### PROVIDED RECORDS
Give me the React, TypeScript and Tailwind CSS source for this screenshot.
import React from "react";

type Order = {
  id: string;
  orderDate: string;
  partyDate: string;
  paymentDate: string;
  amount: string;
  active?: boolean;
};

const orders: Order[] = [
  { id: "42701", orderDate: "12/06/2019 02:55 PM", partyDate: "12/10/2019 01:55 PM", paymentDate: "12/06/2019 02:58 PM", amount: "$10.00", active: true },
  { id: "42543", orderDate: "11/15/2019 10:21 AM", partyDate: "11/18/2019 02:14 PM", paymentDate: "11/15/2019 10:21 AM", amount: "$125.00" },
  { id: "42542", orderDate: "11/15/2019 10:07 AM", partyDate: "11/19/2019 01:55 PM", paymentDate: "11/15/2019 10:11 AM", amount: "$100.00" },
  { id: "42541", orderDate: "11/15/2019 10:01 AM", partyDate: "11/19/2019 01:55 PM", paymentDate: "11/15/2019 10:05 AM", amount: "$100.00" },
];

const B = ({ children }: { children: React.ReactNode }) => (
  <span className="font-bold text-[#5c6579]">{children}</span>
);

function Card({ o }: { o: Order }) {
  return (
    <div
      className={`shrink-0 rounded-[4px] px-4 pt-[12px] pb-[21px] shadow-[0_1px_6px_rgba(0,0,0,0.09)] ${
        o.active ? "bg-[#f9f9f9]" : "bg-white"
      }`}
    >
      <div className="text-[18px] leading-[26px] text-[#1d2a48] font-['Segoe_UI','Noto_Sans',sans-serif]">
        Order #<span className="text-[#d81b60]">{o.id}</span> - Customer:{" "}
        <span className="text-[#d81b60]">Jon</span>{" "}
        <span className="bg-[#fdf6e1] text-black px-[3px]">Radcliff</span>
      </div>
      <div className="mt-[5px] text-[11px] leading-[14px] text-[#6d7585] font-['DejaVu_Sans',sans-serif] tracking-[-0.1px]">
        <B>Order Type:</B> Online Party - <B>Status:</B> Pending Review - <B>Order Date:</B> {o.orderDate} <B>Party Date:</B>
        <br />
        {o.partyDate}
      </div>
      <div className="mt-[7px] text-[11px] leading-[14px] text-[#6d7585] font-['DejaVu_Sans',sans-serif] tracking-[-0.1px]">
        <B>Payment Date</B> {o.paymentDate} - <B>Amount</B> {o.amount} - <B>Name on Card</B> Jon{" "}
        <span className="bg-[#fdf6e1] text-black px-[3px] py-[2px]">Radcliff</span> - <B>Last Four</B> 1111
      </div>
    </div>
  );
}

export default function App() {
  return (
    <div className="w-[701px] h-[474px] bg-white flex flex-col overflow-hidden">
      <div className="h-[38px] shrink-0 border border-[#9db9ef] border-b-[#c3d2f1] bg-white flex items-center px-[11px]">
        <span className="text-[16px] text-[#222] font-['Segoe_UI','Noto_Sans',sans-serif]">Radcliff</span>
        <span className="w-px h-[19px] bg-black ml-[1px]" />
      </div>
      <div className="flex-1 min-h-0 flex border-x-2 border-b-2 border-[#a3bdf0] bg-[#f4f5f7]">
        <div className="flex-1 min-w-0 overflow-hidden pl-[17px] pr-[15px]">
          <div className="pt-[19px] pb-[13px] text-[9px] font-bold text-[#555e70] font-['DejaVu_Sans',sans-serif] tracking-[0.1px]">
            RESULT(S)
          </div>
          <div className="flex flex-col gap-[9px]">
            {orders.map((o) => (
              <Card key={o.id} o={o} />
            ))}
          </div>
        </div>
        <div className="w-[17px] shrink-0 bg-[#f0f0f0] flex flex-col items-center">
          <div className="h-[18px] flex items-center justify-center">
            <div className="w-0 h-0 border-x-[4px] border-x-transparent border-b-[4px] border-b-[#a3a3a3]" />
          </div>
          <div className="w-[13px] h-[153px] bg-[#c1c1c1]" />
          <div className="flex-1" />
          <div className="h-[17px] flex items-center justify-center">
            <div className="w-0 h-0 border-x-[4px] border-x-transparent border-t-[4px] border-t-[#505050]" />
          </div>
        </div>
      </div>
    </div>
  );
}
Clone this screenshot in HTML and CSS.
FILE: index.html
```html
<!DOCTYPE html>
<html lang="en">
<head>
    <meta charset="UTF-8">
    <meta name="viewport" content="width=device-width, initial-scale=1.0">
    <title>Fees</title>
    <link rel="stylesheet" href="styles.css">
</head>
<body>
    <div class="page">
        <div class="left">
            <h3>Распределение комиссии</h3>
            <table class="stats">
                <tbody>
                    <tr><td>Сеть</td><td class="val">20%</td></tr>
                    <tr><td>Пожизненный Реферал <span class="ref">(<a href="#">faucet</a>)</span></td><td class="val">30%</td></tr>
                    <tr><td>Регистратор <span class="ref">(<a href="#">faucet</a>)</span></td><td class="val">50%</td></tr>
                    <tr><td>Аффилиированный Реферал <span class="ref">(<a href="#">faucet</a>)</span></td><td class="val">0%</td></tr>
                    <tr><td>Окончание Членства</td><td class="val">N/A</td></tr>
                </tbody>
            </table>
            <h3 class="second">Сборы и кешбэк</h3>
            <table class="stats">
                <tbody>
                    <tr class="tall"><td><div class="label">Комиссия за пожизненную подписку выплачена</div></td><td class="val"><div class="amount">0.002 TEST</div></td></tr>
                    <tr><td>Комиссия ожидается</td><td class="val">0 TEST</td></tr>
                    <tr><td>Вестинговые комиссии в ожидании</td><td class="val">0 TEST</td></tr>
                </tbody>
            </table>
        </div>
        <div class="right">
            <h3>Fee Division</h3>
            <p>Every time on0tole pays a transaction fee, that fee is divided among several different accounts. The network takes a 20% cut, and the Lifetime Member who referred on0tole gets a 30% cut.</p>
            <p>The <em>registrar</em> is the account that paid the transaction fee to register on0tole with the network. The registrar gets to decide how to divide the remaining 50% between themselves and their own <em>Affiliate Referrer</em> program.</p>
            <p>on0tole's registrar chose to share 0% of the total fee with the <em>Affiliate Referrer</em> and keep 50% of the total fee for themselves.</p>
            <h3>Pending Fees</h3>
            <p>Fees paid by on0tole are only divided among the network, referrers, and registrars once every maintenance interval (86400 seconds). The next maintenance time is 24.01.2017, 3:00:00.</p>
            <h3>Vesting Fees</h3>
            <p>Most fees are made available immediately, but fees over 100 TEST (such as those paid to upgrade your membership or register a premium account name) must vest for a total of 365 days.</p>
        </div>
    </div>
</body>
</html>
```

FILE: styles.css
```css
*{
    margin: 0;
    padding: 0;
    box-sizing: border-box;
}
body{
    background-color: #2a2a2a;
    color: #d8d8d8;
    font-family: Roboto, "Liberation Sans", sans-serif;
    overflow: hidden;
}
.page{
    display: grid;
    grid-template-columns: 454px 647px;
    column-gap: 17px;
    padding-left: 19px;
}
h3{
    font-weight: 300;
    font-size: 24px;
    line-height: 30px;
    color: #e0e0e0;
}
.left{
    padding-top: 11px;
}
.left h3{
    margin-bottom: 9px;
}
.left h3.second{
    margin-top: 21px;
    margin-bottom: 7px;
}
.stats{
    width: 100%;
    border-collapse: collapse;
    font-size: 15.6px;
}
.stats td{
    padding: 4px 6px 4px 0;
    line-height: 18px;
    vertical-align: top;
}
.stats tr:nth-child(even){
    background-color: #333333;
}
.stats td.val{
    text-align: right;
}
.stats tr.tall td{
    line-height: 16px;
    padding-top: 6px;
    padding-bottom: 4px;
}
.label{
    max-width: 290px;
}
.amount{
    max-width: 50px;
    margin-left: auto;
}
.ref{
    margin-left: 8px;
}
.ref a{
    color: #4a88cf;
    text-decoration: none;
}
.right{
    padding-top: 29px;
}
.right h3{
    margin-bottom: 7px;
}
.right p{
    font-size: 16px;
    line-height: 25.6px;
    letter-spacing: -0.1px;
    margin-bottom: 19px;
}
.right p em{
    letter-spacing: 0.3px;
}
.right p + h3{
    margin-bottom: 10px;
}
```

### PROBLEM
Copy out each line of the entries that holds "this".

### RESULT BELOW
Give me the React, TypeScript and Tailwind CSS source for this screenshot.
Clone this screenshot in HTML and CSS.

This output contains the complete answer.